• _Data_:

— start —

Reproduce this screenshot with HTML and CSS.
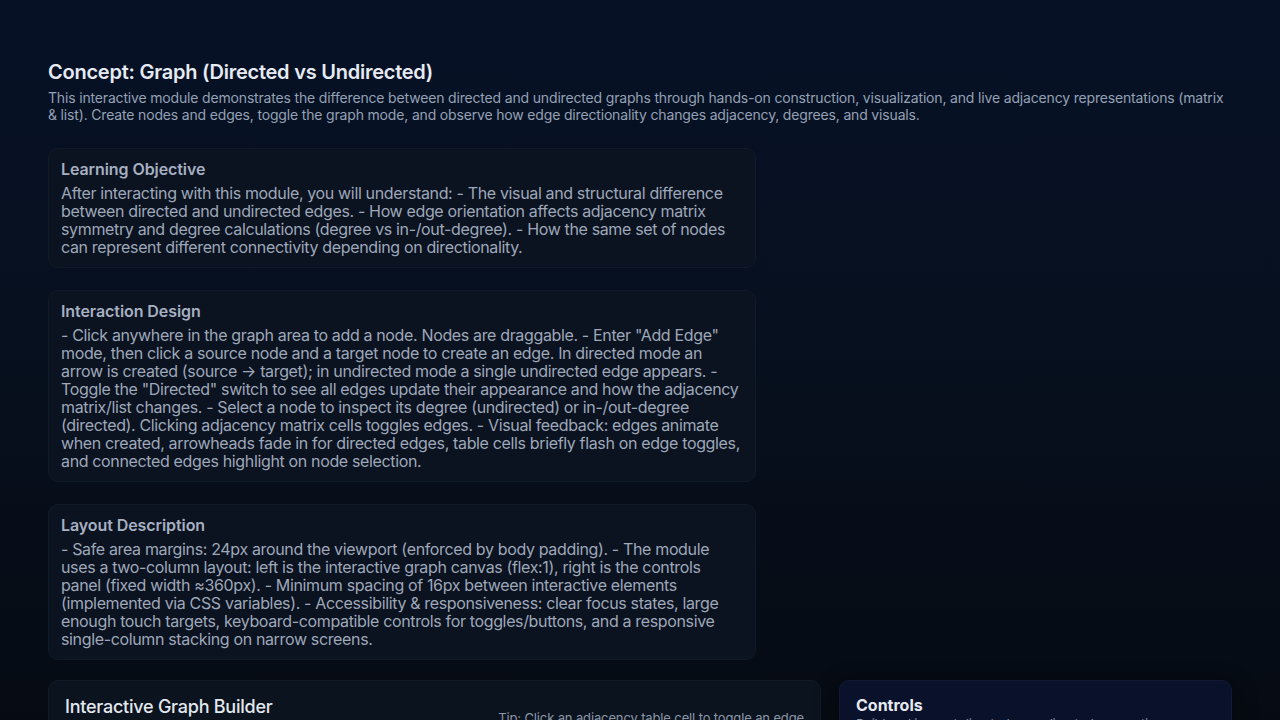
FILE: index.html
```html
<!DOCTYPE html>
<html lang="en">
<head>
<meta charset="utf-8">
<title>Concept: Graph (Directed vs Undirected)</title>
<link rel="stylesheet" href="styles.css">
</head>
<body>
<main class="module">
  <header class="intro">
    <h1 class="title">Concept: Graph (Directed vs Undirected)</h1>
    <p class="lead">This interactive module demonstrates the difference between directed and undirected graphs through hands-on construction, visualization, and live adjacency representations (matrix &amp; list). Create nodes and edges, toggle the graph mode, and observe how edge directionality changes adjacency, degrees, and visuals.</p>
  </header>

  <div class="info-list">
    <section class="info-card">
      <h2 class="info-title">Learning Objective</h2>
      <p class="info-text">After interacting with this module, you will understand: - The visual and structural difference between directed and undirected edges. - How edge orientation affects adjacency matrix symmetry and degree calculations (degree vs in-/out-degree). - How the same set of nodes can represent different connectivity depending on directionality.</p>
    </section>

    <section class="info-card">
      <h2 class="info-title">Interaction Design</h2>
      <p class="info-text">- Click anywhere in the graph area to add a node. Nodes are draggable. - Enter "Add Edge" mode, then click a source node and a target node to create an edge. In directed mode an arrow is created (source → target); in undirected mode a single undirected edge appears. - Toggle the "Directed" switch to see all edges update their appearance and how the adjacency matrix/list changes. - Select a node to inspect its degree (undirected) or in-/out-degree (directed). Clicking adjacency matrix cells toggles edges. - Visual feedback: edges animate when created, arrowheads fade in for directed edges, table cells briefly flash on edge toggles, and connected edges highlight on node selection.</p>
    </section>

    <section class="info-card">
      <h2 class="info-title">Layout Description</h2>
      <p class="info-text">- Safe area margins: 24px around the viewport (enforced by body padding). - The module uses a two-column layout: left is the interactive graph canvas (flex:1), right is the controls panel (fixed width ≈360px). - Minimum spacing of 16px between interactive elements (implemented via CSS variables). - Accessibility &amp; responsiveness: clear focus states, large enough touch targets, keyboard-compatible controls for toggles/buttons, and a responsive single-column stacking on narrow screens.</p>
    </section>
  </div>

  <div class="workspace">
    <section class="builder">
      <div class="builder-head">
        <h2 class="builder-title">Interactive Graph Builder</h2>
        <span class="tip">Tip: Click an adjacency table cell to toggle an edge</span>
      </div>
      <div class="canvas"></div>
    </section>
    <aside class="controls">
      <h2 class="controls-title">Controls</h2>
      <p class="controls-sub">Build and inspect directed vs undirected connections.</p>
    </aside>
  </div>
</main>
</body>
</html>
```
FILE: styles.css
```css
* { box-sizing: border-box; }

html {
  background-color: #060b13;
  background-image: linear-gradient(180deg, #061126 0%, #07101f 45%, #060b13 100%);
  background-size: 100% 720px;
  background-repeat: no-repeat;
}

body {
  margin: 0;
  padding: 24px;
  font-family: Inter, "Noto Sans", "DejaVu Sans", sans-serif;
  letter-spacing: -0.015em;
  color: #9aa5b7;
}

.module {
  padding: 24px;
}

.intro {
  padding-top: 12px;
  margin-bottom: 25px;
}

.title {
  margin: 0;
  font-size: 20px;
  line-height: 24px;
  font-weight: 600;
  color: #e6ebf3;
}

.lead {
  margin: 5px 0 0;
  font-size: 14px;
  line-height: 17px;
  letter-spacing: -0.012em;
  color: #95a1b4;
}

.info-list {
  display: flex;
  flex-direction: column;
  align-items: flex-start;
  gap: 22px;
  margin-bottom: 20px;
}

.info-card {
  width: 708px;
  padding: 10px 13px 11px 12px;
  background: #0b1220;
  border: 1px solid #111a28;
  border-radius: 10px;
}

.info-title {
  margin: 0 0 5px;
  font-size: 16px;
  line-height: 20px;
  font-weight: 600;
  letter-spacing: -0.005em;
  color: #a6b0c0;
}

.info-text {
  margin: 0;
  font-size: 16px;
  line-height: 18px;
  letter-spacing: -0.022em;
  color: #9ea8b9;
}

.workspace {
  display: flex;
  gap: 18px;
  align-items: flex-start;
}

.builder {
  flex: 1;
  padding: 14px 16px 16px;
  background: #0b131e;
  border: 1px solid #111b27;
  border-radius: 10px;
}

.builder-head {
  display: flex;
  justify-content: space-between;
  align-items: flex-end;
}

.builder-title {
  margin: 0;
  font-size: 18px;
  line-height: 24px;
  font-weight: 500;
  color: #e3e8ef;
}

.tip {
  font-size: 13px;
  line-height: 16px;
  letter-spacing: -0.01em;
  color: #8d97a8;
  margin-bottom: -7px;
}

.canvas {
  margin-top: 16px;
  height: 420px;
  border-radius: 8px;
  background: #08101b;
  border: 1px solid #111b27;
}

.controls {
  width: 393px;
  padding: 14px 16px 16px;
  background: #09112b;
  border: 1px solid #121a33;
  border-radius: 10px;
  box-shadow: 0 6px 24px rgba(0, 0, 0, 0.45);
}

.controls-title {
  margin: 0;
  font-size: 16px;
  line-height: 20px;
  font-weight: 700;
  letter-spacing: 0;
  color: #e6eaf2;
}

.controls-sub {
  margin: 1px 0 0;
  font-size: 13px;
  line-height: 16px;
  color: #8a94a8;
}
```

— end —

Pick out and copy the lines of the material that include the word "with".

• _The reply_:
Reproduce this screenshot with HTML and CSS.
      <p class="info-text">After interacting with this module, you will understand: - The visual and structural difference between directed and undirected edges. - How edge orientation affects adjacency matrix symmetry and degree calculations (degree vs in-/out-degree). - How the same set of nodes can represent different connectivity depending on directionality.</p>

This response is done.